Last Saturday, while waiting for Olympic coverage to once again take over our alpha brain waves, I looked for something to watch that wouldn't require much attention on my part. I decided to put our "Great Race" DVD in the player because I haven't watched it for a couple of years now, and thought it would be fun. I wasn't disappointed, and soon found myself guffawing at all the classic Professor Fate antics and wishing that Hollywood would make movies "like that" once again. Then, all of a sudden it seemed, my Woodyettes were sitting on the couch with me, watching just as intently as I was.
I was a little puzzled, because this isn't exactly their kind of entertainment. Their entertainment usually consists of young children, preferably at least one blonde and one brunette, involved in some sort of life-or-death exercise involving, at a minimum, one pegasus. There are no children in "The Great Race" except for the urchins who are scribbling graffiti ("Fate loves Fate") on Fate's gate to his property, or the kid who punches Max in the gut because Fate popped his balloon before the start of the race.
Then it dawned on me. It's not the movie that has them riveted. It's Daddy.
Years ago, when my Dad took his brood to the theater to see "The Great Race," I remember listening to Dad chuckle his way through the movie. Almost invariably he was chuckling at Professor Fate, and this made a great impression on me. Even years later, watching the film on television (which became a Woody tradition in the days before VCRs), Dad would chuckle heartily at Professor Fate and Max. I thoroughly enjoyed listening to Dad chuckle. It had a nearly narcotic effect on me, and I found myself wanting to be an actor just like Lemmon so I could make Dad chuckle. It worked, sometimes. When I wasn't being an idiot teenager, anyway.
So I suspect that, more than anything else, my Woodyettes like to hear their Daddy laugh.
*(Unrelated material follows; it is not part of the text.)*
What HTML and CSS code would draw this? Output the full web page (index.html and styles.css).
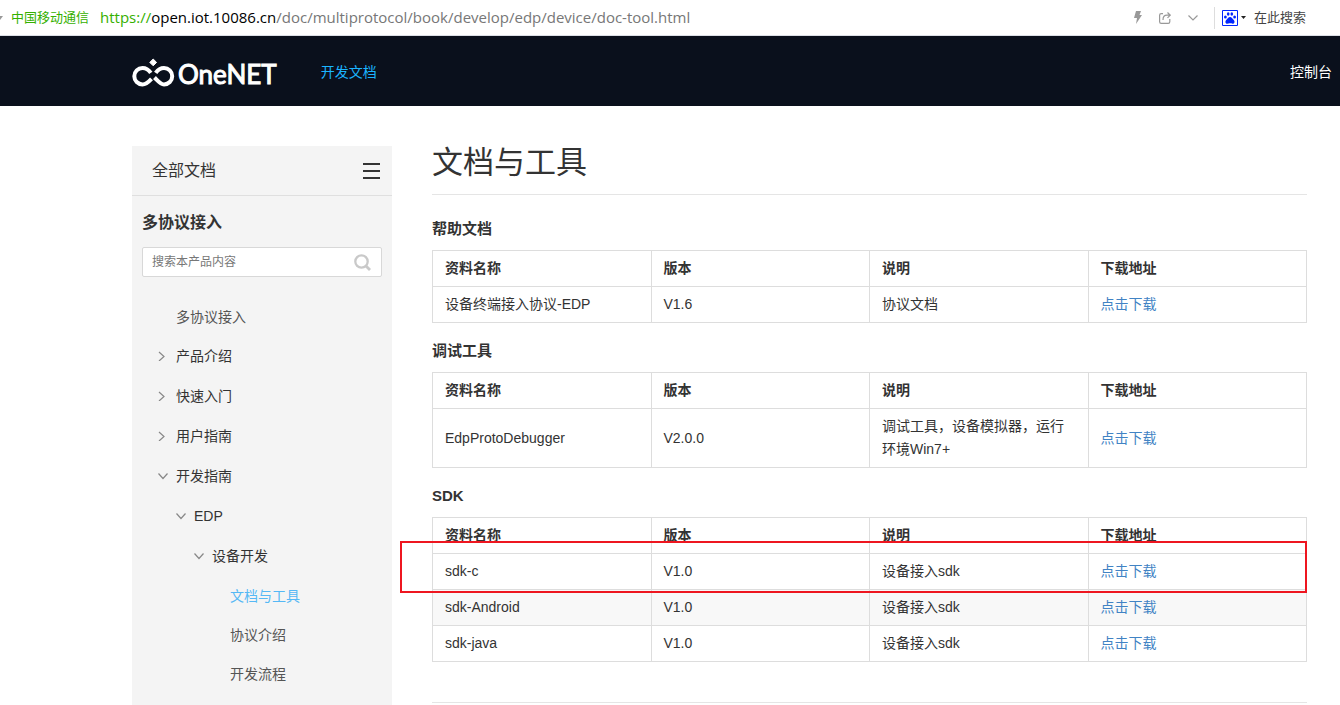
FILE: index.html
```html
<!DOCTYPE html>
<html lang="zh-CN">
<head>
<meta charset="utf-8">
<title>文档与工具</title>
<link rel="stylesheet" href="styles.css">
</head>
<body>
<div class="address-bar">
  <svg class="edge-caret" width="3" height="4" viewBox="0 0 3 4"><path d="M0 0h3L0 4z" fill="#999"/></svg>
  <span class="site-name">中国移动通信</span>
  <span class="url"><span class="url-scheme">https://</span><span class="url-host">open.iot.10086.cn</span>/doc/multiprotocol/book/develop/edp/device/doc-tool.html</span>
  <div class="bar-tools">
    <button class="icon-btn" aria-label="加速"><svg width="8" height="13" viewBox="0 0 8 13"><path d="M2 0h5L5.500 4H8L2 13l1-6H0z" fill="#999"/></svg></button>
    <button class="icon-btn" aria-label="分享"><svg width="12" height="12" viewBox="0 0 12 12" fill="none" stroke="#999" stroke-width="1.200"><path d="M4 1.600H2.200Q.6 1.600.6 3.200v6.600Q.6 11.400 2.200 11.400h7Q10.800 11.400 10.800 9.800V7"/><path d="M4 8Q4 3.200 8 3.200h3M8.500.5l2.800 2.700-2.800 2.700"/></svg></button>
    <button class="icon-btn" aria-label="更多"><svg width="10" height="6" viewBox="0 0 10 6" fill="none" stroke="#999" stroke-width="1.200"><path d="M.5.5L5 5 9.500.5"/></svg></button>
  </div>
  <div class="bar-search">
    <button class="engine" aria-label="搜索引擎">
      <svg width="16" height="16" viewBox="0 0 16 16"><path d="M.5.5h15v15H.5z" fill="#fff" stroke="#0026ff"/><g fill="#0026ff"><ellipse cx="3.400" cy="7" rx="1.400" ry="1.600"/><ellipse cx="6.200" cy="4" rx="1.300" ry="1.700"/><ellipse cx="9.800" cy="4" rx="1.300" ry="1.700"/><ellipse cx="12.600" cy="7" rx="1.400" ry="1.600"/><path d="M8 7c1.800 0 2.200 1.700 3.500 2.700 1.600 1.300 1.400 4-.8 4-1.100 0-1.600-.4-2.700-.4s-1.600.4-2.700.4c-2.200 0-2.400-2.700-.8-4C5.800 8.700 6.200 7 8 7z"/></g></svg>
      <svg width="5" height="3" viewBox="0 0 5 3"><path d="M0 0h5L2.500 3z" fill="#222"/></svg>
    </button>
    <input class="bar-input" type="text" aria-label="在此搜索" placeholder="在此搜索">
  </div>
</div>

<header class="site-header">
  <a class="logo" href="#">
    <svg width="43" height="29" viewBox="0 0 43 29"><g fill="none" stroke="#fff" stroke-width="4"><path d="M18.800 14.800C16.500 11.500 14 10 10.500 10A8.200 8.200 0 0 0 10.500 26.400C14 26.400 16.500 24 19.500 20.800"/><path d="M23.700 14.800C26 11.500 28.500 10 32 10A8.200 8.200 0 0 1 32 26.400C28.500 26.400 25.500 22.500 22.500 19.500"/></g><path d="M21.200 1l3.400 3.400-3.400 3.400-3.400-3.400z" fill="#fff" stroke="#fff" stroke-linejoin="round"/></svg>
    <span class="logo-text">OneNET</span>
  </a>
  <nav class="main-nav"><a href="#">开发文档</a></nav>
  <a class="console" href="#">控制台</a>
</header>

<div class="page">
  <aside class="sidebar">
    <div class="side-head">
      <span>全部文档</span>
      <button class="icon-btn" aria-label="展开菜单"><svg width="17" height="16" viewBox="0 0 17 16"><path d="M0 0h17v2H0zM0 7h17v2H0zM0 14h17v2H0z" fill="#333"/></svg></button>
    </div>
    <div class="side-body">
      <h2 class="side-title">多协议接入</h2>
      <div class="side-search">
        <input type="text" aria-label="搜索本产品内容" placeholder="搜索本产品内容">
        <button class="icon-btn" aria-label="搜索"><svg width="17" height="17" viewBox="0 0 17 17" fill="none" stroke="#c9c9c9" stroke-width="2.300"><circle cx="7.500" cy="7.500" r="6.200"/><path d="M12 12l4 4" stroke-width="2.800"/></svg></button>
      </div>
      <ul class="tree">
        <li><a class="leaf" href="#">多协议接入</a></li>
        <li><a class="branch" href="#"><svg class="arrow" viewBox="0 0 10 10"><path d="M1 1l5 4.500L1 10"/></svg>产品介绍</a></li>
        <li><a class="branch" href="#"><svg class="arrow" viewBox="0 0 10 10"><path d="M1 1l5 4.500L1 10"/></svg>快速入门</a></li>
        <li><a class="branch" href="#"><svg class="arrow" viewBox="0 0 10 10"><path d="M1 1l5 4.500L1 10"/></svg>用户指南</a></li>
        <li><a class="branch" href="#"><svg class="arrow" viewBox="0 0 10 10"><path d="M.5 2.500L5 7.500l4.500-5"/></svg>开发指南</a>
          <ul>
            <li><a class="branch" href="#"><svg class="arrow" viewBox="0 0 10 10"><path d="M.5 2.500L5 7.500l4.500-5"/></svg>EDP</a>
              <ul>
                <li><a class="branch" href="#"><svg class="arrow" viewBox="0 0 10 10"><path d="M.5 2.500L5 7.500l4.500-5"/></svg>设备开发</a>
                  <ul>
                    <li><a class="leaf current" href="#">文档与工具</a></li>
                    <li><a class="leaf" href="#">协议介绍</a></li>
                    <li><a class="leaf" href="#">开发流程</a></li>
                  </ul>
                </li>
              </ul>
            </li>
          </ul>
        </li>
      </ul>
    </div>
  </aside>

  <main class="content">
    <h1>文档与工具</h1>

    <section>
      <h3>帮助文档</h3>
      <table>
        <thead><tr><th>资料名称</th><th>版本</th><th>说明</th><th>下载地址</th></tr></thead>
        <tbody><tr><td>设备终端接入协议-EDP</td><td>V1.6</td><td>协议文档</td><td><a href="#">点击下载</a></td></tr></tbody>
      </table>
    </section>

    <section>
      <h3>调试工具</h3>
      <table>
        <thead><tr><th>资料名称</th><th>版本</th><th>说明</th><th>下载地址</th></tr></thead>
        <tbody><tr><td>EdpProtoDebugger</td><td>V2.0.0</td><td>调试工具，设备模拟器，运行环境Win7+</td><td><a href="#">点击下载</a></td></tr></tbody>
      </table>
    </section>

    <section>
      <h3>SDK</h3>
      <div class="marked">
        <table>
          <thead><tr><th>资料名称</th><th>版本</th><th>说明</th><th>下载地址</th></tr></thead>
          <tbody>
            <tr><td>sdk-c</td><td>V1.0</td><td>设备接入sdk</td><td><a href="#">点击下载</a></td></tr>
            <tr><td>sdk-Android</td><td>V1.0</td><td>设备接入sdk</td><td><a href="#">点击下载</a></td></tr>
            <tr><td>sdk-java</td><td>V1.0</td><td>设备接入sdk</td><td><a href="#">点击下载</a></td></tr>
          </tbody>
        </table>
        <div class="marker"></div>
      </div>
    </section>
    <hr>
  </main>
</div>
</body>
</html>
```

FILE: styles.css
```css
* { box-sizing: border-box; }

body {
  margin: 0;
  min-height: 100vh;
  display: flex;
  flex-direction: column;
  background: #fff;
  color: #333;
  font: 14px/23px "Liberation Sans", "Noto Sans CJK SC", sans-serif;
}

a { color: inherit; text-decoration: none; }
svg { display: block; flex: none; }
ul { list-style: none; margin: 0; padding: 0; }

button {
  border: 0;
  padding: 0;
  background: none;
  cursor: pointer;
}

input {
  border: 0;
  padding: 0;
  background: none;
  font: inherit;
  outline: 0;
}

/* Browser address bar */
.address-bar {
  display: flex;
  align-items: center;
  height: 36px;
  border-bottom: 1px solid #dcdfe6;
  font-size: 13px;
}
.edge-caret { margin-right: 8px; }
.site-name { color: #35b000; margin-right: 11px; white-space: nowrap; }
.url {
  flex: 1;
  color: #777;
  font-family: "Open Sans", "Noto Sans", sans-serif;
  font-size: 15px;
  white-space: nowrap;
}
.url-scheme { color: #35b000; }
.url-host { color: #000; }
.bar-tools { display: flex; align-items: center; gap: 17px; margin-right: 16px; }
.bar-search {
  display: flex;
  align-items: center;
  gap: 8px;
  height: 22px;
  padding-left: 7px;
  border-left: 1px solid #ddd;
}
.engine { display: flex; align-items: center; gap: 3px; }
.bar-input { width: 86px; }
.bar-input::placeholder { color: #444; opacity: 1; }

/* Site header */
.site-header {
  display: flex;
  align-items: center;
  height: 70px;
  padding: 2px 8px 0 132px;
  background: #0a101c;
  color: #fff;
}
.logo { display: flex; align-items: center; gap: 3px; }
.logo-text {
  padding-top: 4px;
  font: 26px/36px Lato, sans-serif;
  -webkit-text-stroke: 1px #fff;
}
.main-nav { flex: 1; margin-left: 44px; color: #1bb4ff; }

/* Page columns */
.page {
  flex: 1;
  display: flex;
  gap: 40px;
  padding: 40px 33px 0 132px;
}

/* Sidebar */
.sidebar { flex: none; width: 260px; background: #f4f4f4; }
.side-head {
  display: flex;
  align-items: center;
  justify-content: space-between;
  height: 50px;
  padding: 0 12px 0 20px;
  border-bottom: 1px solid #dfdfdf;
  font-size: 16px;
}
.side-body { padding: 15px 10px 0; }
.side-title { margin: 0 0 12px; font-size: 16px; line-height: 24px; }
.side-search {
  display: flex;
  align-items: center;
  height: 30px;
  padding: 0 10px 0 9px;
  border: 1px solid #d8d8d8;
  border-radius: 2px;
  background: #fff;
  font-size: 12px;
}
.side-search input { flex: 1; min-width: 0; }
.side-search input::placeholder { color: #777; opacity: 1; }

.tree { margin-top: 20px; padding-left: 16px; }
.tree ul { padding-left: 18px; }
.leaf { display: block; padding: 1px 0 0 18px; line-height: 38px; color: #555; }
.current { color: #55b8f5; }
.branch { display: flex; align-items: center; gap: 8px; line-height: 40px; }
.arrow { width: 10px; height: 10px; fill: none; stroke: #888; stroke-width: 1.2; }

/* Document */
.content { flex: 1; min-width: 0; }
h1 {
  margin: 0 0 22px;
  padding: 1px 0 15px;
  border-bottom: 1px solid #e5e5e5;
  font-size: 31px;
  font-weight: 400;
  line-height: 32px;
}
h3 { margin: 0 0 9px; font-size: 15px; line-height: 24px; }
section { margin-bottom: 16px; }
table {
  width: 100%;
  table-layout: fixed;
  border-collapse: collapse;
}
th, td {
  padding: 6px 12px;
  border: 1px solid #ddd;
  text-align: left;
}
tbody tr:nth-child(even) { background: #f8f8f8; }
td a { color: #4183c4; }
hr { margin: 40px 0 0; border: 0; border-top: 1px solid #e5e5e5; }

.marked { position: relative; }
.marker {
  position: absolute;
  top: 24px;
  left: -32px;
  right: 0;
  height: 52px;
  border: 2px solid #ee1620;
  pointer-events: none;
}
```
It must be a comfort thing, when you stop to think about it. If Daddy is laughing, things must be right with the world. It's a signal that all is well, and Daddy isn't stressing about anything at that moment, which means Daddy won't be yelling at them for any reason in the immediate future. I think I understand this now.
Thus Daddy has resolved to do more to make his girls feel more comfortable with life. Oh, I can't realistically expect that I will never show the stresses that I sometimes feel. One can't really be an adult without feeling (and occasionally showing) stress. But if I make that an exception in my life, rather than a rule, my family will benefit accordingly.
I need to make my girls laugh. Guess I'd better spend more time in front of the mirror.